(Data block)
====

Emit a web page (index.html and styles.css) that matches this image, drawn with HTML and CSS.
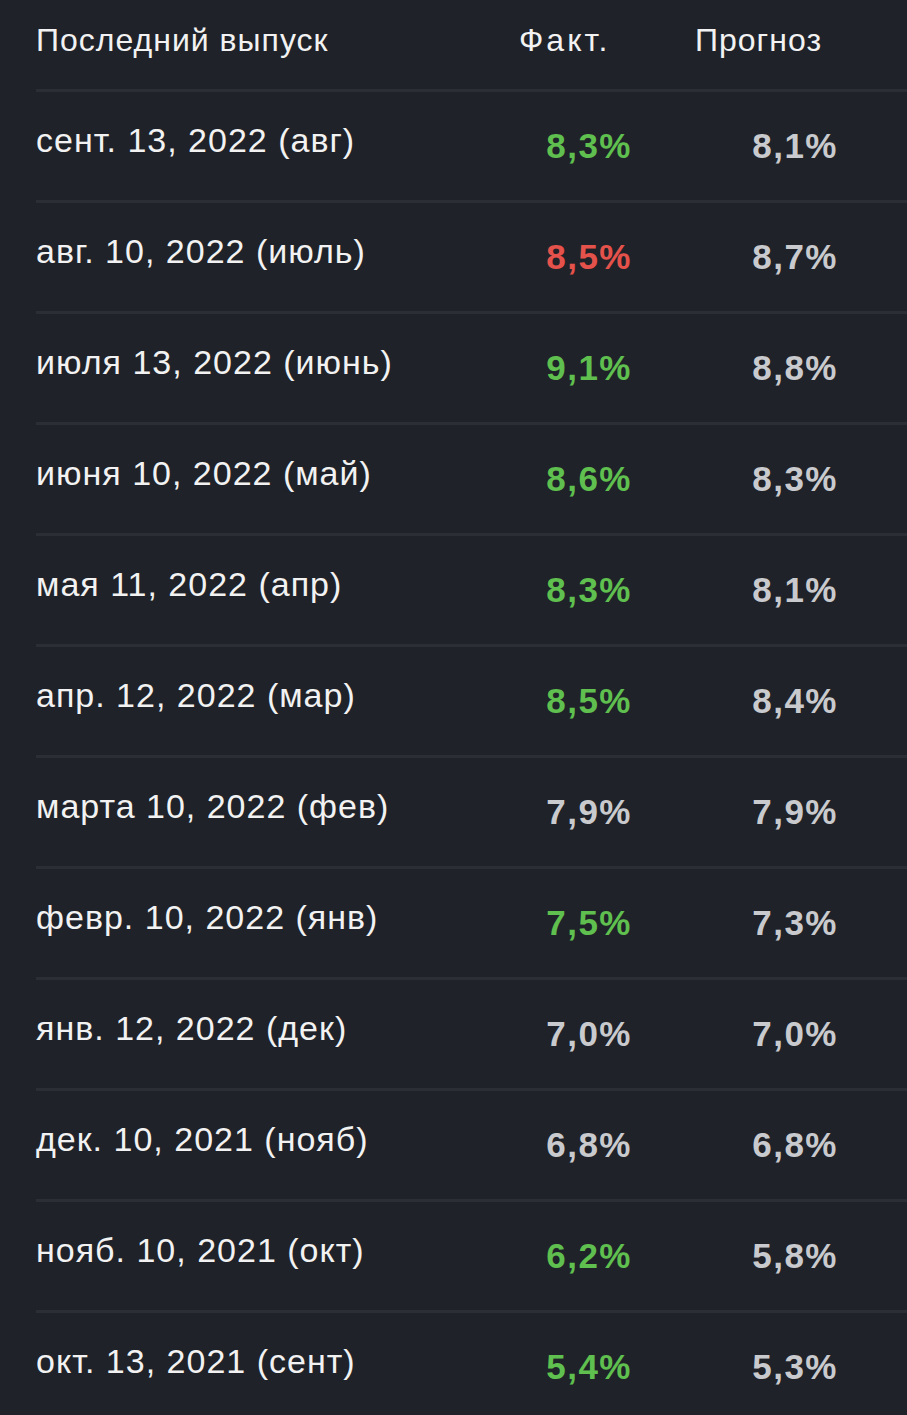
FILE: index.html
```html
<!DOCTYPE html>
<html lang="ru">
<head>
<meta charset="utf-8">
<title>Инфляция</title>
<link rel="stylesheet" href="styles.css">
</head>
<body>
<div class="table">
  <div class="row head">
    <div class="c-date">Последний выпуск</div>
    <div class="c-act">Факт.</div>
    <div class="c-fc">Прогноз</div>
  </div>
  <div class="row"><div class="c-date">сент. 13, 2022 (авг)</div><div class="c-act up">8,3%</div><div class="c-fc">8,1%</div></div>
  <div class="row"><div class="c-date">авг. 10, 2022 (июль)</div><div class="c-act down">8,5%</div><div class="c-fc">8,7%</div></div>
  <div class="row"><div class="c-date">июля 13, 2022 (июнь)</div><div class="c-act up">9,1%</div><div class="c-fc">8,8%</div></div>
  <div class="row"><div class="c-date">июня 10, 2022 (май)</div><div class="c-act up">8,6%</div><div class="c-fc">8,3%</div></div>
  <div class="row"><div class="c-date">мая 11, 2022 (апр)</div><div class="c-act up">8,3%</div><div class="c-fc">8,1%</div></div>
  <div class="row"><div class="c-date">апр. 12, 2022 (мар)</div><div class="c-act up">8,5%</div><div class="c-fc">8,4%</div></div>
  <div class="row"><div class="c-date">марта 10, 2022 (фев)</div><div class="c-act">7,9%</div><div class="c-fc">7,9%</div></div>
  <div class="row"><div class="c-date">февр. 10, 2022 (янв)</div><div class="c-act up">7,5%</div><div class="c-fc">7,3%</div></div>
  <div class="row"><div class="c-date">янв. 12, 2022 (дек)</div><div class="c-act">7,0%</div><div class="c-fc">7,0%</div></div>
  <div class="row"><div class="c-date">дек. 10, 2021 (нояб)</div><div class="c-act">6,8%</div><div class="c-fc">6,8%</div></div>
  <div class="row"><div class="c-date">нояб. 10, 2021 (окт)</div><div class="c-act up">6,2%</div><div class="c-fc">5,8%</div></div>
  <div class="row"><div class="c-date">окт. 13, 2021 (сент)</div><div class="c-act up">5,4%</div><div class="c-fc">5,3%</div></div>
</div>
</body>
</html>
```

FILE: styles.css
```css
html, body {
  margin: 0;
  padding: 0;
  background: #1f2228;
}
body {
  font-family: "Liberation Sans", Arial, sans-serif;
  color: #f2f2f2;
  overflow: hidden;
}
.table {
  padding-left: 36px;
}
.row {
  display: grid;
  grid-template-columns: 483px 176px 1fr;
  align-items: center;
  height: 108px;
  border-top: 3px solid #2b2e34;
}
.row .c-date {
  font-size: 34px;
  letter-spacing: 1px;
  margin-bottom: 12px;
  white-space: nowrap;
}
.row .c-act,
.row .c-fc {
  font-size: 35px;
  font-weight: bold;
  letter-spacing: 1.5px;
  color: #c9cacd;
  text-align: right;
}
.row .c-act {
  padding-right: 63px;
}
.row .c-fc {
  padding-right: 69px;
}
.row .c-act.up {
  color: #5fbf4f;
}
.row .c-act.down {
  color: #e4524b;
}
.row.head {
  height: 89px;
  border-top: none;
}
.row.head .c-date,
.row.head .c-act,
.row.head .c-fc {
  font-size: 32px;
  font-weight: normal;
  letter-spacing: 1px;
  color: #f2f2f2;
  text-align: left;
  padding-right: 0;
  margin-bottom: 8px;
}
.row.head .c-act {
  letter-spacing: 3px;
}
```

====

For each line in the data above that contains the string "styles", extract the line.

Emit a web page (index.html and styles.css) that matches this image, drawn with HTML and CSS.
<link rel="stylesheet" href="styles.css">
FILE: styles.css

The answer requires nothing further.